Noise level: moderate
But, just as couture fashion shows are only the icing on the licensing cake of perfume, make-up, and ready-to-wear that makes the real money in fashion, a three-star restaurant isn't enough today. Bernard Loiseau felt obliged to open several restaurants in Paris (the Tantes Jeanne, Louise, et Marguerite), a boutique in Saulieu, a catering concern, a line of prepared foods, and an online shopping service. Eventually his business was listed on the French stock exchange as the Groupe Bernard Loiseau Art de Vivre, which now seems heavily ironic.
Certainly there are American chefs who've capitalized on their talents behind the stove to create empires -- multiple locations, restaurants bearing their names at different price points, prepared foods, books, television shows. (Such success, of course, generally means that the now happily branded chef is no longer to be found anywhere near his multiple stoves.) Wolfgang Puck is one example who springs to mind -- a cheerful, gifted Austrian chef whose dream of opening his own simple, red-checked-tablecloth bistro called Spago on the Sunset Strip after achieving some well-deserved fame for his cooking at Ma Maison has metastasized into Spagos in Beverly Hills, Las Vegas, Chicago, Palo Alto, and Maui; a half-dozen other "fine dining" establishments including Postrio in San Francisco and Las Vegas; 15 "casual dining" cafes; and about three dozen "Wolfgang Puck Express" fast-food locations across the country ("franchise opportunities available"). And he's got the requisite books, TV show, prepared soup and frozen pizza lines, and a divorce pending from his wife and business partner.
Here in San Francisco, market forces have created a different and possibly more sane trend in the restaurant world: places that voluntarily choose to simplify their menus and downsize their prices, such as Home (once JohnFrank). Last fall Zax, a highly regarded establishment tucked away on Taylor between North Beach and Fisherman's Wharf, went even further and moved across the bay to Berkeley, renaming itself Zax Tavern.

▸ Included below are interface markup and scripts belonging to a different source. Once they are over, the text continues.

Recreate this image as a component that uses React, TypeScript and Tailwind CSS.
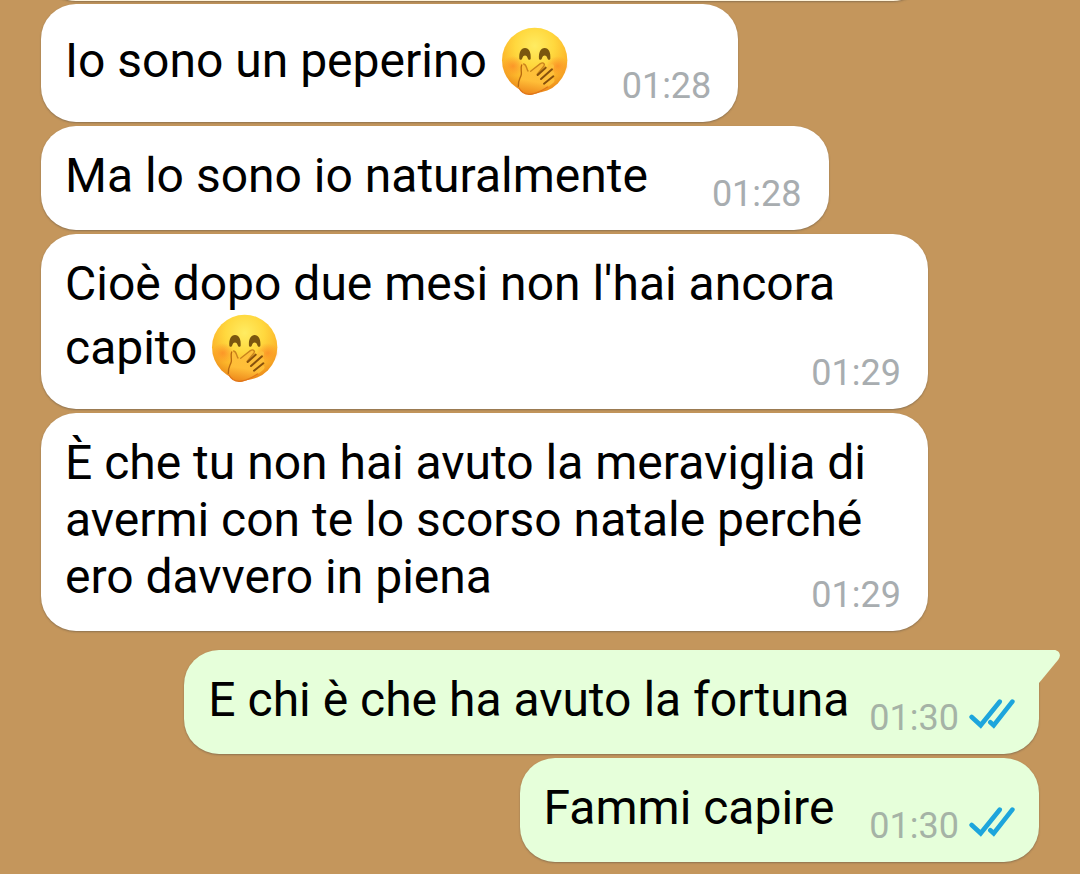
import React, { useId } from 'react';

type Message = {
  id: number;
  text: string;
  time: string;
  emoji?: boolean;
  sent?: boolean;
  tail?: boolean;
  // long messages wrap and let the time sit beside the last line
  long?: boolean;
  gap?: string;
};

const messages: Message[] = [
  { id: 1, text: 'Io sono un peperino', emoji: true, time: '01:28', gap: 'gap-[53px]' },
  { id: 2, text: 'Ma lo sono io naturalmente', time: '01:28', gap: 'gap-16' },
  {
    id: 3,
    text: "Cioè dopo due mesi non l'hai ancora capito",
    emoji: true,
    time: '01:29',
    long: true,
  },
  {
    id: 4,
    text: 'È che tu non hai avuto la meraviglia di avermi con te lo scorso natale perché ero davvero in piena',
    time: '01:29',
    long: true,
  },
  {
    id: 5,
    text: 'E chi è che ha avuto la fortuna',
    time: '01:30',
    sent: true,
    tail: true,
    gap: 'gap-5',
  },
  { id: 6, text: 'Fammi capire', time: '01:30', sent: true, gap: 'gap-[35px]' },
];

function GiggleEmoji() {
  const id = useId();
  const face = `${id}-face`;
  const blush = `${id}-blush`;
  const hand = `${id}-hand`;

  return (
    <svg
      className="ml-0.5 inline-block h-[71px] w-[68px] align-[-19px]"
      viewBox="30 30 204 213"
      role="img"
      aria-label="Faccina che ride con la mano sulla bocca"
    >
      <defs>
        <radialGradient id={face} cx="0.5" cy="0.28" r="0.74">
          <stop offset="0" stopColor="#ffec62" />
          <stop offset="0.4" stopColor="#ffd83e" />
          <stop offset="0.72" stopColor="#fcb62a" />
          <stop offset="1" stopColor="#e98417" />
        </radialGradient>
        <radialGradient id={blush}>
          <stop offset="0" stopColor="#fb7a22" stopOpacity="0.6" />
          <stop offset="1" stopColor="#fb7a22" stopOpacity="0" />
        </radialGradient>
        <linearGradient id={hand} x1="0.6" y1="0" x2="0.4" y2="1">
          <stop offset="0" stopColor="#fdc03a" />
          <stop offset="0.6" stopColor="#ffbe38" />
          <stop offset="1" stopColor="#ee8a1c" />
        </linearGradient>
      </defs>
      <circle cx="131" cy="136" r="98" fill={`url(#${face})`} />
      <ellipse cx="66" cy="153" rx="34" ry="30" fill={`url(#${blush})`} />
      <ellipse cx="200" cy="153" rx="34" ry="30" fill={`url(#${blush})`} />
      <path
        d="M85 132C83 113 90 99 102 99C114 99 121 113 119 132C115 137 111 134 110 129C107 119 97 119 94 129C93 134 89 137 85 132Z"
        fill="#7a560f"
      />
      <path
        d="M144 132C142 113 149 99 161 99C173 99 180 113 178 132C174 137 170 134 169 129C166 119 156 119 153 129C152 134 148 137 144 132Z"
        fill="#7a560f"
      />
      <path
        d="M94 148C87 155 92 166 91 177C89 189 80 196 82 214C86 232 105 241 124 238C142 236 155 226 168 218L187 203C194 197 190 187 183 189L187 183C194 173 187 165 180 171L187 161C193 150 184 144 175 151L160 163L163 152C163 141 154 141 147 146L119 169L110 164C109 155 103 142 94 148Z"
        fill={`url(#${hand})`}
      />
      <path
        d="M92 150C88 158 92 168 91 178C89 189 80 196 82 214"
        fill="none"
        stroke="#b8690f"
        strokeWidth="4"
        strokeLinecap="round"
      />
      <path
        d="M98 147C107 149 106 161 111 168M119 169L148 146C156 141 163 146 159 153L138 178"
        fill="none"
        stroke="#c9841c"
        strokeWidth="4"
        strokeLinecap="round"
      />
      <path
        d="M140 180L164 158M150 192L183 163M159 206L187 184"
        fill="none"
        stroke="#87500c"
        strokeWidth="6"
        strokeLinecap="round"
      />
      <path
        d="M84 219C93 236 109 240 124 237C144 233 156 224 170 216"
        fill="none"
        stroke="#e0761a"
        strokeWidth="4"
        strokeLinecap="round"
      />
    </svg>
  );
}

function ReadTicks() {
  return (
    <svg className="h-8 w-[46px]" viewBox="328 174 138 96" role="img" aria-label="Letto">
      <g fill="none" stroke="#1da5dc" strokeWidth="14" strokeLinejoin="miter">
        <path d="M336 231L363 256L420 185" strokeLinecap="round" />
        <path d="M392 247L402 256L458 185" strokeLinecap="round" />
      </g>
    </svg>
  );
}

function Tail() {
  return (
    <svg
      className="absolute top-0 left-full -ml-px h-[34px] w-[22px]"
      viewBox="0 0 22 34"
      aria-hidden="true"
    >
      <path d="M0 0H16C21 0 24 5 20 10L1 33H0Z" fill="#e6ffda" />
    </svg>
  );
}

function Bubble({ message }: { message: Message }) {
  const { text, time, emoji, sent, tail, long, gap } = message;
  return (
    <li
      className={[
        'relative flex max-w-[887px] rounded-[35px] pt-[21px] pb-4 pl-6 shadow-[0_1px_2px_rgba(60,60,60,0.4)]',
        sent ? 'self-end bg-[#e6ffda] pr-6' : 'self-start bg-white pr-[27px]',
        tail ? 'mt-[15px] rounded-tr-none' : '',
        long ? 'flex-col' : 'items-end',
        gap ?? '',
      ].join(' ')}
    >
      <p className="pb-2.5 text-[48px] leading-[57px] text-black">
        {text}
        {emoji && <> <GiggleEmoji /></>}
      </p>
      <div
        className={[
          'flex h-10 shrink-0 gap-2.5 text-[36px] leading-10',
          sent ? 'text-[#a5b3a6]' : 'text-[#a8adb0]',
          long ? '-mt-10 self-end' : '',
        ].join(' ')}
      >
        <time>{time}</time>
        {sent && <ReadTicks />}
      </div>
      {tail && <Tail />}
    </li>
  );
}

export default function App() {
  return (
    <main className="min-h-screen overflow-hidden bg-[#c4965c] font-['Roboto',sans-serif]">
      <ul className="flex flex-col gap-1 px-[41px] pb-3">
        {/* end of the message scrolled past the top */}
        <li className="-mt-[72px] -mb-px h-[73px] w-full max-w-[887px] rounded-[35px] bg-[#fff3da] shadow-[0_1px_2px_rgba(60,60,60,0.4)]" />
        {messages.map((message) => (
          <Bubble key={message.id} message={message} />
        ))}
      </ul>
    </main>
  );
}
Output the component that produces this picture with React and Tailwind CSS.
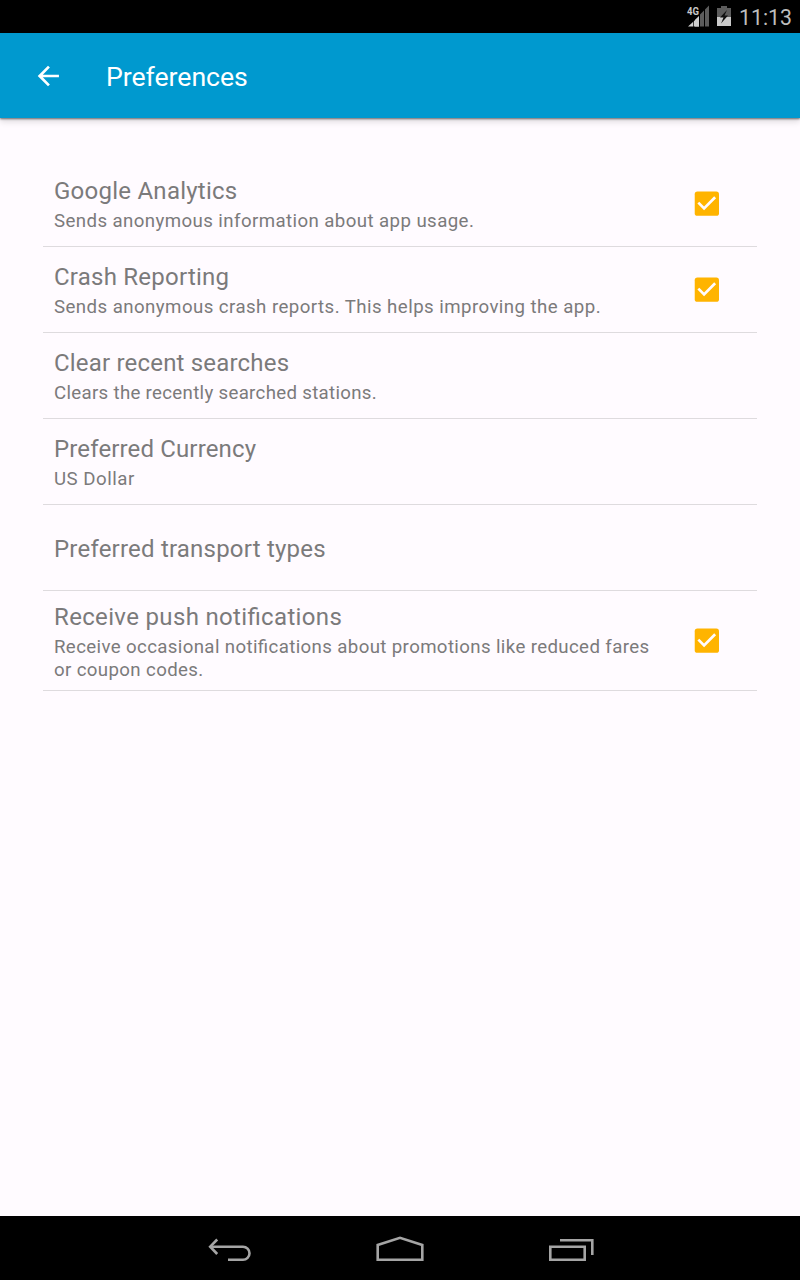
const items = [
  {
    title: 'Google Analytics',
    titleSpacing: 'tracking-[0.25px]',
    summary: ['Sends anonymous information about app usage.'],
    summarySpacing: 'tracking-[0.41px]',
    checked: true,
  },
  {
    title: 'Crash Reporting',
    titleSpacing: 'tracking-[0.24px]',
    summary: ['Sends anonymous crash reports. This helps improving the app.'],
    summarySpacing: 'tracking-[0.44px]',
    checked: true,
  },
  {
    title: 'Clear recent searches',
    titleSpacing: 'tracking-[0.19px]',
    summary: ['Clears the recently searched stations.'],
    summarySpacing: 'tracking-[0.31px]',
  },
  {
    title: 'Preferred Currency',
    titleSpacing: 'tracking-[0.14px]',
    summary: ['US Dollar'],
    summarySpacing: 'tracking-[0.5px]',
  },
  {
    title: 'Preferred transport types',
    titleSpacing: 'tracking-[0.21px]',
    summary: [],
  },
  {
    title: 'Receive push notifications',
    titleSpacing: 'tracking-[0.34px]',
    summary: ['Receive occasional notifications about promotions like reduced fares', 'or coupon codes.'],
    summarySpacing: 'tracking-[0.37px]',
    checked: true,
    tall: true,
  },
];

function StatusBar() {
  return (
    <div className="flex h-[33px] shrink-0 items-center justify-end bg-black pr-2">
      <svg className="h-[33px] w-[52px]" viewBox="0 0 52 33">
        <path d="M2 26.5 L13 16.5 V26.5 Z" fill="#d0d0d0" />
        <path d="M9 20 L13 16 V26.5 H9 Z" fill="#d0d0d0" />
        <path d="M7.5 19 V27 M13.5 15 V27" stroke="#000" strokeWidth="0.7" />
        <path d="M14 14.5 L18 10.5 V26.5 H14 Z M19 9.5 L23 5.5 V26.5 H19 Z" fill="#5c5c5c" />
        <text x="1" y="14.7" fill="#c8c8c8" fontSize="11.5" fontWeight="700" fontFamily="Roboto, sans-serif" textLength="12" lengthAdjust="spacingAndGlyphs">4G</text>
        <path d="M35 6 H41 V8 H45 V17 H31 V8 H35 Z" fill="#5c5c5c" />
        <path d="M31 17 H45 V26 H31 Z" fill="#cacaca" />
        <path d="M41 10 L34 17.5 H37.5 L35 23.5 L42 15.5 H38.5 Z" fill="#101010" />
      </svg>
      <span className="ml-px pt-[2px] text-[21.3px] leading-[33px] text-[#bdbdbd]">11:13</span>
    </div>
  );
}

function Checkbox() {
  return (
    <svg className="mr-[0.5px] h-8 w-8 shrink-0 overflow-visible" viewBox="0 0 24 24" role="img" aria-label="Checked">
      <g transform="translate(-0.2 -0.35)">
        <rect x="3" y="3" width="18.2" height="18.2" rx="2" fill="#ffb400" />
        <path d="M10 17l-5-5 1.41-1.41L10 14.17l7.59-7.59L19 8l-9 9z" fill="#fffbff" />
      </g>
    </svg>
  );
}

function PreferenceRow({ title, titleSpacing, summary, summarySpacing, checked, tall }) {
  return (
    <div className={`flex ${tall ? 'h-[100px]' : 'h-[86px]'} items-center border-b border-[#dedbde] pl-[11px] pr-[34px]`}>
      <div className={`flex-1 text-[#7b7a7b] [font-feature-settings:'liga'_1] ${tall ? 'pt-[2px]' : ''}`}>
        <div className={`text-[24px] leading-8 ${summary.length > 0 ? '' : 'pt-[2px]'} ${titleSpacing}`}>{title}</div>
        {summary.length > 0 && (
          <div className={`pt-[3px] text-[18.67px] leading-[23px] ${summarySpacing}`}>
            {summary.map((line) => (
              <div key={line} className="whitespace-nowrap">{line}</div>
            ))}
          </div>
        )}
      </div>
      {checked && <Checkbox />}
    </div>
  );
}

function NavigationBar() {
  return (
    <div className="flex h-16 shrink-0 items-center justify-center gap-[91px] bg-black">
      <svg className="h-16 w-20" viewBox="0 0 80 64" fill="none" stroke="#a5a5a5" strokeWidth="2.6">
        <path d="M21 30.7 H54 A6.4 6.4 0 0 1 54 43.7 H39" />
        <path d="M28.2 23.5 L21.2 30.7 L28.2 38" />
      </svg>
      <svg className="h-16 w-20" viewBox="0 0 80 64" fill="none" stroke="#a5a5a5" strokeWidth="2.6">
        <path d="M17.7 43.7 V29 L40 21.8 L62.3 29 V43.7 Z" />
      </svg>
      <svg className="h-16 w-20" viewBox="0 0 80 64" fill="none" stroke="#a5a5a5" strokeWidth="2.6">
        <path d="M19.3 30.7 H53.7 V43.7 H19.3 Z M29 24.2 H61.3 V39" />
      </svg>
    </div>
  );
}

export default function App() {
  return (
    <div className="flex h-[1280px] w-[800px] flex-col overflow-hidden bg-[#fffbff] font-[Roboto,sans-serif]">
      <StatusBar />
      <header className="flex h-[85px] shrink-0 items-center bg-[#0099cf] pl-8 text-white shadow-[0_1px_2px_rgba(0,0,0,0.55),0_4px_6px_rgba(0,0,0,0.12)]">
        <svg className="h-8 w-8" viewBox="0 0 24 24" fill="currentColor">
          <path d="M20.2 11H8.13l5.29-5.29L12 4.3l-7.7 7.7 7.7 7.7 1.41-1.41L8.13 13H20.2v-2z" />
        </svg>
        <h1 className="ml-[42px] pt-[2px] text-[26.67px] leading-8 tracking-[-0.05px]">Preferences</h1>
      </header>
      <main className="flex-1 px-[43px] pt-[43px]">
        {items.map((item) => (
          <PreferenceRow key={item.title} {...item} />
        ))}
      </main>
      <NavigationBar />
    </div>
  );
}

The menu is shorter, the dishes slightly less complicated, but the new dining rooms, easy to find on Telegraph, can welcome more than twice as many people as Zax did in San Francisco. My friend Cathy happily frequented Zax when she worked in the old neighborhood, often stopping in at the end of the day for a sophisticated bite and a glass of wine, so she was eager to join me for dinner at the new location. The block seems nondescript, which makes entering the urbane space and being greeted by a spill of golden light illuminating happy diners rather exciting. We were shown to a table in the long, narrow dining room, painted a warm yellow. She generously ceded the twice-baked goat cheese soufflé starter to me, having often enjoyed it herself in the past, and chose to begin with the grilled Florida gulf shrimp.
I'm a sucker for cheese soufflés, and this one was properly light and properly airy, and I liked the crisp bite of the chopped apple, celery, and fennel salad dressed with a cider vinaigrette that came with it, though I would have liked a goatier goat cheese tang. Cathy's dish was pinkly pretty, the plump shrimp perched on their own chopped salad of romaine, red onion, and radish, tartly dressed with red vinegar.
Our main courses arrived in big shallow white bowls: Cathy's contained a miraculously tender, rather charming lamb stew sided by crisp polenta, and mine had an entrancing, rather uncommon braise of chicken legs and thighs, a puree of cauliflower and potato, and a few sautéed greens. At first glance the quantities seemed modest, but at first taste it was clear that the kitchen's ambitions and abilities were not. I was charmed by the food: Everything was full of flavor, yet the overall impression I received was one of delicacy and careful control. I had the same thought with each bite I took of the two stews: I wanted more. I was being satisfied and led on at the same time.